GOAL -> Copy out each line below that has the word "with" in it.

SOURCE DATA ->
|---|

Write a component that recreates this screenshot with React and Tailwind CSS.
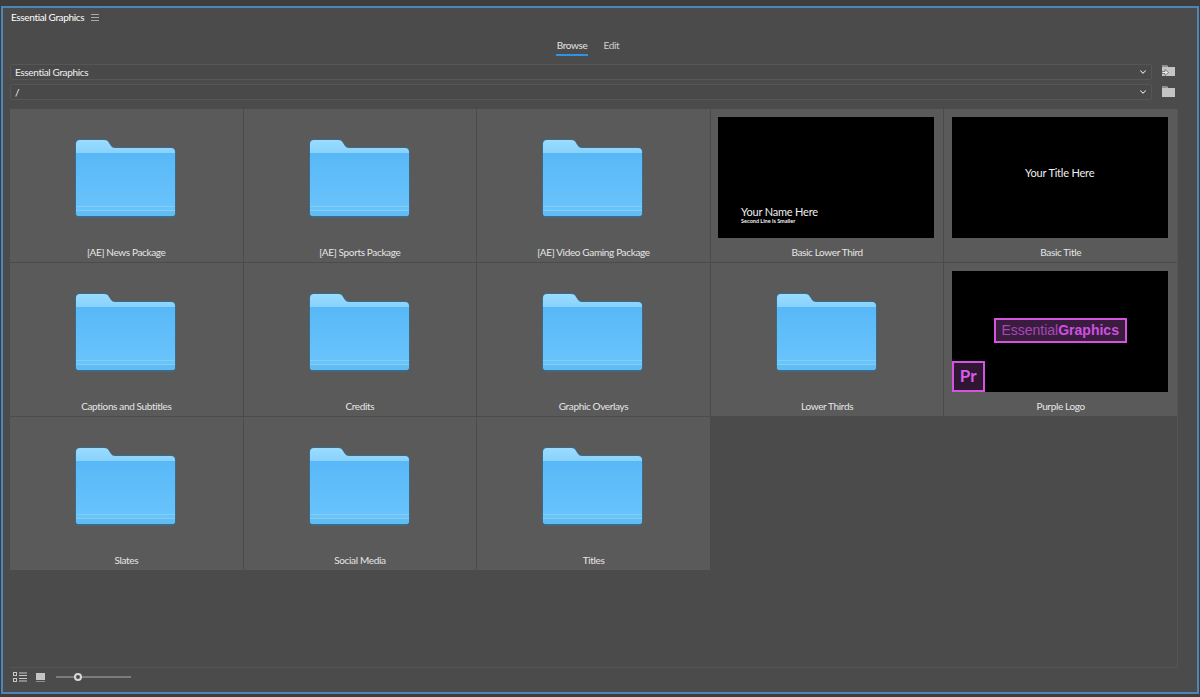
import React from 'react';
import { ChevronDown } from 'lucide-react';

function FolderIcon() {
  return (
    <svg width="102" height="80" viewBox="0 0 102 80" className="block">
      <defs>
        <linearGradient id="folderBody" x1="0" y1="0" x2="0" y2="1">
          <stop offset="0" stopColor="#58b8f7" />
          <stop offset="1" stopColor="#6cc5fc" />
        </linearGradient>
        <linearGradient id="folderTop" x1="0" y1="0" x2="0" y2="1">
          <stop offset="0" stopColor="#9adcff" />
          <stop offset="1" stopColor="#7ccbfb" />
        </linearGradient>
      </defs>
      {/* dark outline */}
      <path d="M0 6a5 5 0 0 1 5-5h24c3 0 4 1 5 3l2 3c1 1 2 2 4 2h56a5 5 0 0 1 5 5v61a5 5 0 0 1-5 5H5a5 5 0 0 1-5-5z" fill="#3f6a86" />
      {/* back with tab */}
      <path d="M1 6a4 4 0 0 1 4-4h24c3 0 4 1 5 3l2 3c1 1 2 2 4 2h56a4 4 0 0 1 4 4v10H1z" fill="url(#folderTop)" />
      {/* front */}
      <path d="M1 15h99v60a3 3 0 0 1-3 3H4a3 3 0 0 1-3-3z" fill="url(#folderBody)" />
      <rect x="1" y="68" width="99" height="1" fill="#86cdf4" />
      <rect x="1" y="72" width="99" height="1" fill="#86cdf4" />
      <path d="M1 73h99v2a3 3 0 0 1-3 3H4a3 3 0 0 1-3-3z" fill="#62bcf4" />
    </svg>
  );
}

function Cell({ label, children }) {
  return (
    <div className="flex h-[153px] flex-col items-center bg-[#5a5a5a]">
      <div className="flex h-[136px] w-full items-center justify-center">{children}</div>
      <span className="text-[10px] leading-[15px] text-[#e6e6e6]">{label}</span>
    </div>
  );
}

function Folder({ label }) {
  return (
    <Cell label={label}>
      <div className="pt-[2px]">
        <FolderIcon />
      </div>
    </Cell>
  );
}

function Thumb({ label, children }) {
  return (
    <Cell label={label}>
      <div className="relative mr-[2px] h-[121px] w-[216px] bg-black text-white tracking-[-0.2px]">{children}</div>
    </Cell>
  );
}

function PathSelect({ value }) {
  return (
    <div className="flex h-[16px] flex-1 items-center justify-between rounded-[2px] border border-[#565656] bg-[#494949] pl-[4px] pr-[3px]">
      <span className="text-[10px] leading-none text-[#f0f0f0]">{value}</span>
      <ChevronDown className="h-[10px] w-[10px] text-[#e4e4e4]" strokeWidth={2.5} />
    </div>
  );
}

function SmallFolder({ arrow }) {
  return (
    <svg width="13" height="11" viewBox="0 0 13 11" className="block">
      <path d="M0 0h5l1 2h7v9H0z" fill="#c4c4c4" />
      <rect x="0" y="0" width="5" height="2" fill="#8f8f8f" />
      {arrow && <path d="M0 6.5h3V4.5l3.5 3-3.5 3V8.5H0z" fill="#ececec" stroke="#4b4b4b" strokeWidth="0.6" />}
    </svg>
  );
}

export default function App() {
  return (
    <div className='flex h-[697px] w-[1200px] flex-col overflow-hidden bg-[#3f3d3c] pt-[6px] pb-[3px] font-["Lato","Noto_Sans",sans-serif] tracking-[-0.35px]'>
      <div className="mx-px flex flex-1 flex-col border-2 border-[#4a86b8] bg-[#4b4b4b]">
        {/* Panel header */}
        <div className="flex h-[18px] items-center gap-[7px] pl-[8px]">
          <span className="text-[10px] text-white">Essential Graphics</span>
          <svg width="8" height="7" viewBox="0 0 8 7">
            <path d="M0 .5h8M0 3.5h8M0 6.5h8" stroke="#a8a8a8" strokeWidth="1" />
          </svg>
        </div>

        {/* Tabs */}
        <div className="flex h-[35px] items-start justify-center gap-[15px] pt-[12px] pr-[25px]">
          <span className="border-b-2 border-[#2e93e6] px-px pb-px text-[10px] leading-[15px] text-[#e4e4e4]">Browse</span>
          <span className="text-[10px] leading-[15px] text-[#cfcfcf]">Edit</span>
        </div>

        {/* Path selectors */}
        <div className="mt-[3px] flex flex-col gap-[4px] pl-[7px] pr-[45px]">
          <div className="relative flex">
            <PathSelect value="Essential Graphics" />
            <span className="absolute right-[-23px] top-[1px]"><SmallFolder arrow /></span>
          </div>
          <div className="relative flex">
            <PathSelect value="/" />
            <span className="absolute right-[-23px] top-[2px]"><SmallFolder /></span>
          </div>
        </div>

        {/* Browser */}
        <div className="mt-[9px] ml-[7px] mr-[19px] flex-1 border-r border-b border-[#555555]">
          <div className="grid grid-cols-5 gap-px">
            <Folder label="[AE] News Package" />
            <Folder label="[AE] Sports Package" />
            <Folder label="[AE] Video Gaming Package" />
            <Thumb label="Basic Lower Third">
              <div className="absolute left-[23px] top-[88px]">
                <div className="text-[11px] leading-[13px] text-[#f0f0f0]">Your Name Here</div>
                <div className="text-[5.5px] font-bold leading-[7px] tracking-normal text-[#f0f0f0]">Second Line is Smaller</div>
              </div>
            </Thumb>
            <Thumb label="Basic Title">
              <div className="pt-[49px] text-center text-[11px] leading-[14px] text-[#f0f0f0]">Your Title Here</div>
            </Thumb>
            <Folder label="Captions and Subtitles" />
            <Folder label="Credits" />
            <Folder label="Graphic Overlays" />
            <Folder label="Lower Thirds" />
            <Thumb label="Purple Logo">
              <div className='absolute left-[42px] top-[47px] flex h-[25px] w-[133px] items-center justify-center border-2 border-[#d653e0] bg-[#3a1c3f] font-["Liberation_Sans",sans-serif] text-[14px] tracking-normal text-[#a548b4]'>
                Essential<b className="text-[#cf50e0]">Graphics</b>
              </div>
              <div className="absolute bottom-0 left-0 flex h-[31px] w-[33px] items-center justify-center border-2 border-[#d653e0] bg-[#2f1633] text-[17px] font-bold tracking-normal text-[#d85de8]">
                Pr
              </div>
            </Thumb>
            <Folder label="Slates" />
            <Folder label="Social Media" />
            <Folder label="Titles" />
          </div>
        </div>

        {/* Footer */}
        <div className="flex h-[24px] items-center gap-[8px] pb-[6px] pl-[10px]">
          <svg width="15" height="10" viewBox="0 0 15 10">
            <rect x=".5" y=".5" width="3" height="3" fill="none" stroke="#c8c8c8" />
            <rect x=".5" y="6.5" width="3" height="3" fill="none" stroke="#c8c8c8" />
            <path d="M6 1h8M6 3.5h8M6 6.5h8M6 9h8" stroke="#c8c8c8" />
          </svg>
          <svg width="10" height="9" viewBox="0 0 10 9">
            <rect width="9" height="7" fill="#c4c4c4" />
            <rect y="8" width="9" height="1" fill="#8c8c8c" />
          </svg>
          <div className="relative ml-[2px] h-[2px] w-[75px] bg-[#7c7c7c]">
            <span className="absolute left-[18px] top-[-3px] h-[8px] w-[8px] rounded-full border-2 border-[#d8d8d8] bg-[#4b4b4b]" />
          </div>
        </div>
      </div>
    </div>
  );
}
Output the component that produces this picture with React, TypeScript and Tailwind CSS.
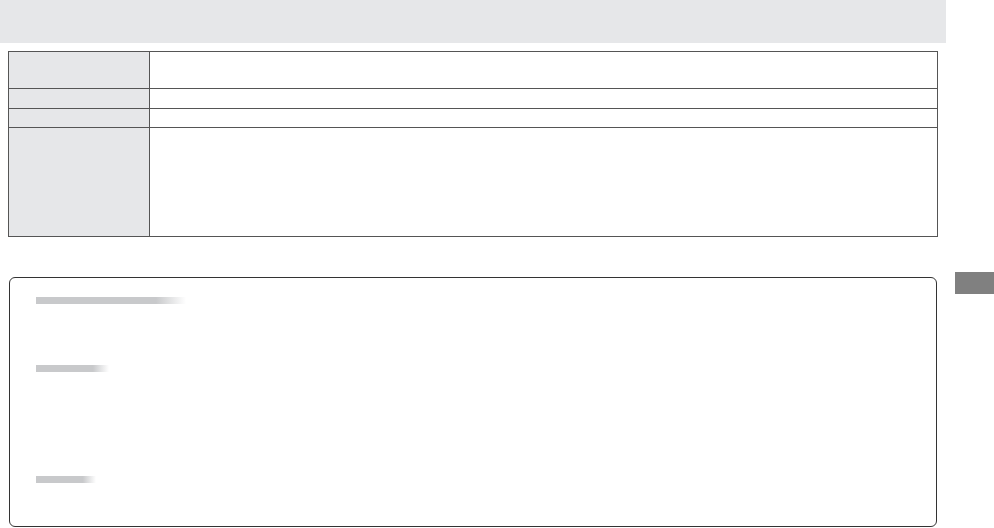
export default function App() {
  return (
    <div className="relative w-[994px] h-[528px] bg-white overflow-hidden" style={{ fontFamily: '"Liberation Sans", Arial, sans-serif' }}>
      <div className="h-[43px] w-[946px] bg-[#e6e7e9]" />
      <div className="ml-[8px] mt-[8px] w-[930px] border border-[#555] grid grid-cols-[141px_1fr]">
        <div className="h-[36px] bg-[#e6e7e9] border-r border-[#555]" />
        <div className="h-[36px]" />
        <div className="h-[20px] bg-[#e6e7e9] border-r border-t border-[#555]" />
        <div className="h-[20px] border-t border-[#555]" />
        <div className="h-[19px] bg-[#e6e7e9] border-r border-t border-[#555]" />
        <div className="h-[19px] border-t border-[#555]" />
        <div className="h-[109px] bg-[#e6e7e9] border-r border-t border-[#555]" />
        <div className="h-[109px] border-t border-[#555]" />
      </div>
      <div className="ml-[9px] mt-[40px] w-[928px] h-[250px] rounded-[6px] border border-[#333] pt-[19px] pl-[26px] flex flex-col">
        <div className="w-[150px] h-[7px] bg-[linear-gradient(to_right,#c8c9cb_80%,#ffffff)]" />
        <div className="mt-[61px] w-[73px] h-[7px] bg-[linear-gradient(to_right,#c8c9cb_78%,#ffffff)]" />
        <div className="mt-[104px] w-[60px] h-[7px] bg-[linear-gradient(to_right,#c8c9cb_78%,#ffffff)]" />
      </div>
      <div className="absolute left-[955px] top-[272px] w-[39px] h-[22px] bg-[#808080]" />
    </div>
  );
}
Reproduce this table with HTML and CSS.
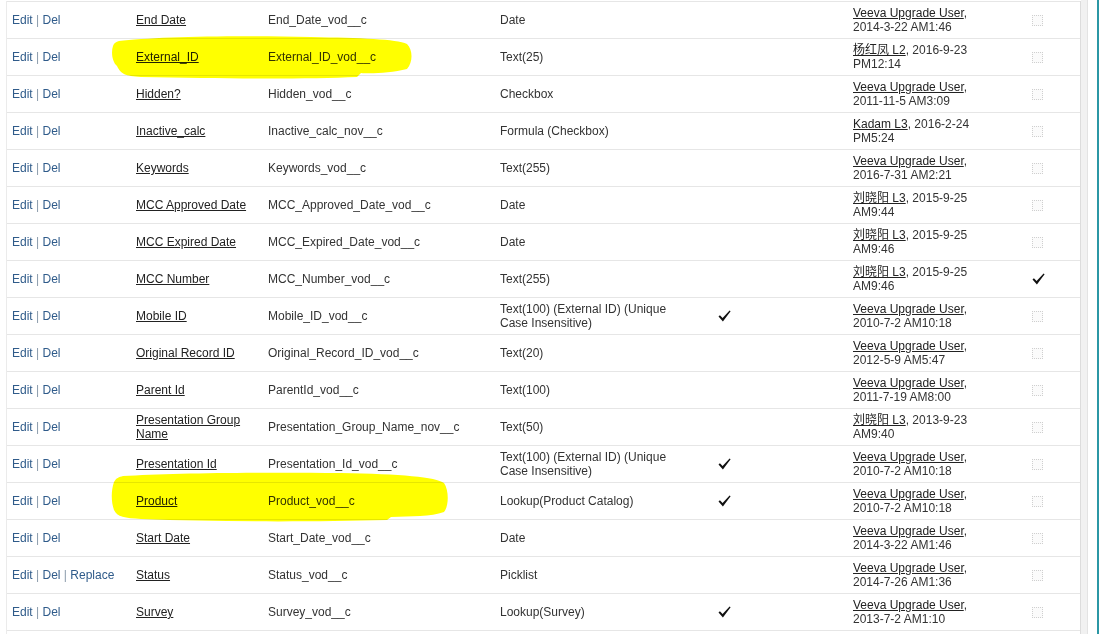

|---|

WRITTEN ANSWER ->
Write a component that recreates this screenshot with React and Tailwind CSS.
      {/* back with tab */}
Output the component that produces this picture with React, TypeScript and Tailwind CSS.
Reproduce this table with HTML and CSS.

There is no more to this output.